If you look for Ukraine on a map of the world, you notice two interesting things: First, it's big — bigger than France; and second, it's a lot closer to Russia than to the United States.

Ukraine's capital, Kyiv, is about 5,000 miles from Washington, D.C. It's about 1,500 miles from either Paris or London. It's about 200 miles from the Russian border.

And 1,500 miles is the approximate length of that Russian frontier with Ukraine.

As British journalist Tim Marshall explains in "Prisoners of Geography: Ten Maps that Explain the World," Ukraine's landscape is largely part of the North European Plain — grasslands, or steppes, that make an excellent route for invading armies of the kind that have marched into Russia repeatedly from the West since the 1600s, including under Napoleon in 1812, under the German Kaiser in 1914 and under Adolf Hitler in 1941.

The other stubborn geographic fact Russians have been fretting about for 1,000 years or so is the vast nation's lack of a warm water port that doesn't freeze in the winter. The closest thing Russia has ever had is Sevastopol, in Crimea, a peninsula off Ukraine's Black Sea coast that Putin annexed in 2014, the last time tensions soared over Ukraine's potential realignment toward the West, the European Union and the NATO military alliance.

As if such hard practical facts weren't enough, national pride and tribal feeling are involved here. Ukraine has been part of the Russian empire on and off for many centuries. A great deal of Russian is spoken there; a great deal of Eastern Orthodox faith is proclaimed.

The point is simply that America would be well advised to notice that while Putin's imperialistic motives in Ukraine are not virtuous, they are quite likely sincere, deep and even existential. The Taliban sent America skedaddling from Afghanistan because, in the end, they simply cared a lot more about what happened there. We ultimately suffered the same problem of asymmetric commitment in Vietnam and elsewhere.

And so it is with Putin in Ukraine — plus he has a lot of divisions with which to show how much he cares.

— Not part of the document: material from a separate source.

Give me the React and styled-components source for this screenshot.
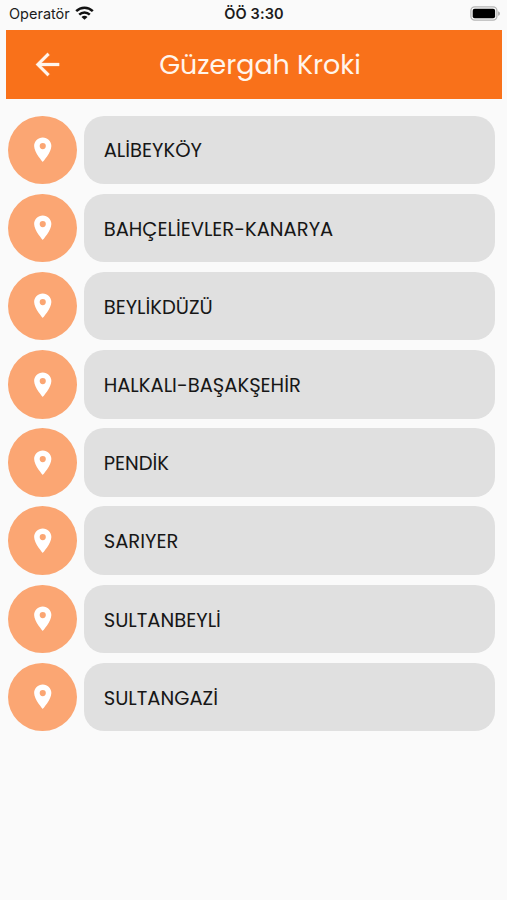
import React from "react";
import styled, { createGlobalStyle } from "styled-components";

const GlobalStyle = createGlobalStyle`
  * { box-sizing: border-box; }
  html, body { margin: 0; padding: 0; background: #fafafa; }
`;

const Screen = styled.div`
  width: 507px;
  height: 900px;
  overflow: hidden;
  background: #fafafa;
  font-family: Poppins, Inter, "Open Sans", sans-serif;
`;

const StatusBar = styled.div`
  height: 30px;
  padding: 0 6px 3px 9px;
  display: grid;
  grid-template-columns: 1fr auto 1fr;
  align-items: center;
  color: #1c1c1c;
  font-family: Inter, sans-serif;
`;

const Carrier = styled.div`
  display: flex;
  align-items: center;
  gap: 5px;
  font-size: 14.5px;
  line-height: 20px;
`;

const Clock = styled.div`
  margin-left: -2px;
  font-size: 14.5px;
  line-height: 20px;
  font-weight: 600;
  letter-spacing: 0.1px;
`;

const BatterySlot = styled.div`
  display: flex;
  justify-content: flex-end;
`;

const Header = styled.header`
  height: 68.5px;
  margin: 0 5px 0 6px;
  padding-left: 24px;
  display: grid;
  grid-template-columns: 35px 1fr 47px;
  align-items: center;
  background: #f9711a;
  color: #fff5ec;
`;

const BackButton = styled.button`
  display: flex;
  padding: 0;
  border: 0;
  background: none;
  color: inherit;
`;

const Title = styled.h1`
  margin: 0;
  padding-top: 1px;
  text-align: center;
  font-size: 26.9px;
  line-height: 36px;
  font-weight: 400;
  white-space: nowrap;
`;

const RouteList = styled.main`
  display: flex;
  flex-direction: column;
  gap: 9.7px;
  padding: 17px 12.5px 0 8px;
`;

const RouteRow = styled.div`
  display: flex;
  gap: 7px;
  height: 68.5px;
`;

const PinBadge = styled.div`
  flex: none;
  width: 69px;
  height: 68.5px;
  border-radius: 50%;
  display: flex;
  align-items: center;
  justify-content: center;
  background: #fba673;
  color: #fff;
`;

const RouteCard = styled.div`
  flex: 1;
  display: flex;
  align-items: center;
  padding: 1.4px 0 0 19.7px;
  border-radius: 20px;
  background: #e0e0e0;
`;

const RouteName = styled.span`
  color: #171717;
  font-size: 19.55px;
  line-height: 28px;
  white-space: nowrap;
`;

const routes = [
  "ALİBEYKÖY",
  "BAHÇELİEVLER-KANARYA",
  "BEYLİKDÜZÜ",
  "HALKALI-BAŞAKŞEHİR",
  "PENDİK",
  "SARIYER",
  "SULTANBEYLİ",
  "SULTANGAZİ",
];

const WifiIcon = () => (
  <svg width="19" height="15" viewBox="0 0 19 15" fill="none" stroke="#111" strokeWidth="2.5">
    <path d="M1.2 5.2C5.9 0.6 13.1 0.6 17.8 5.2" />
    <path d="M4.2 8.6C7.2 5.7 11.8 5.7 14.8 8.6" />
    <path d="M9.5 13.8L6.5 10.9C8.2 9.4 10.8 9.4 12.5 10.9Z" fill="#111" stroke="none" />
  </svg>
);

const BatteryIcon = () => (
  <svg width="31" height="15" viewBox="0 0 31 15">
    <rect x="0.9" y="0.9" width="26" height="13.2" rx="3.8" fill="#fafafa" stroke="#b5b5b5" strokeWidth="1.3" />
    <rect x="2.7" y="2.7" width="22.4" height="9.6" rx="2" fill="#000" />
    <path d="M28.2 5.2C30.4 6 30.4 9 28.2 9.8Z" fill="#a5a5a5" />
  </svg>
);

const BackIcon = () => (
  <svg width="35" height="35" viewBox="0 0 24 24" fill="currentColor" stroke="currentColor" strokeWidth="0.2">
    <path d="M20 11H7.83l5.59-5.59L12 4l-8 8 8 8 1.41-1.41L7.83 13H20v-2z" />
  </svg>
);

const PinIcon = () => (
  <svg width="29.5" height="29.5" viewBox="0 0 24 24" fill="currentColor">
    <path d="M12 2C8.13 2 5 5.13 5 9c0 5.25 7 13 7 13s7-7.75 7-13c0-3.87-3.13-7-7-7zm0 9.5a2.5 2.5 0 0 1 0-5 2.5 2.5 0 0 1 0 5z" />
  </svg>
);

export default function App() {
  return (
    <Screen>
      <GlobalStyle />
      <StatusBar>
        <Carrier>
          Operatör
          <WifiIcon />
        </Carrier>
        <Clock>ÖÖ 3:30</Clock>
        <BatterySlot>
          <BatteryIcon />
        </BatterySlot>
      </StatusBar>
      <Header>
        <BackButton aria-label="Geri">
          <BackIcon />
        </BackButton>
        <Title>Güzergah Kroki</Title>
      </Header>
      <RouteList>
        {routes.map((name) => (
          <RouteRow key={name}>
            <PinBadge>
              <PinIcon />
            </PinBadge>
            <RouteCard>
              <RouteName>{name}</RouteName>
            </RouteCard>
          </RouteRow>
        ))}
      </RouteList>
    </Screen>
  );
}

We're assured by President Joe Biden's administration, and many who share its confidence in conventional foreign policy thinking, that the U.S. and NATO have no intention of fighting Russia over Ukraine. Our deployment of more troops and weaponry to NATO member countries in Russia's neighborhood is simply meant to send a clear signal that our commitment to defend those NATO states is unshakable.

Clear signals matter — like the signal of weakness we sent in quitting Afghanistan in disarray. What signal are we sending now when we dismiss as a "non-starter" Putin's demand that NATO rule out membership for Ukraine — membership, remember, that would obligate the Western allies to go to war against Russia if it ever came to blows with Ukraine? Could we be giving Putin a clear incentive to move against Ukraine before it joins NATO?

At the end of WWII, the Soviet Union, through the Warsaw Pact, and the West, through NATO, divided Europe into spheres of influence. The USSR's "allies" were in fact captives, of course. But since the collapse of the Soviet Union, Russia has watched every Warsaw Pact nation and several former Soviet republics attach themselves to the Western alliance, bringing it to Russia's very doorstep.

From the paranoid, history-soaked Russian point of view, which cultural/economic/political system appears to be on the march, and which looks threatened?

The world would be a better place if Putin's regime could be replaced with something better. But that might be even harder to accomplish than defeating the Taliban was.

Let's just be careful we don't start something else — something larger and more horrible — that we're not prepared to finish.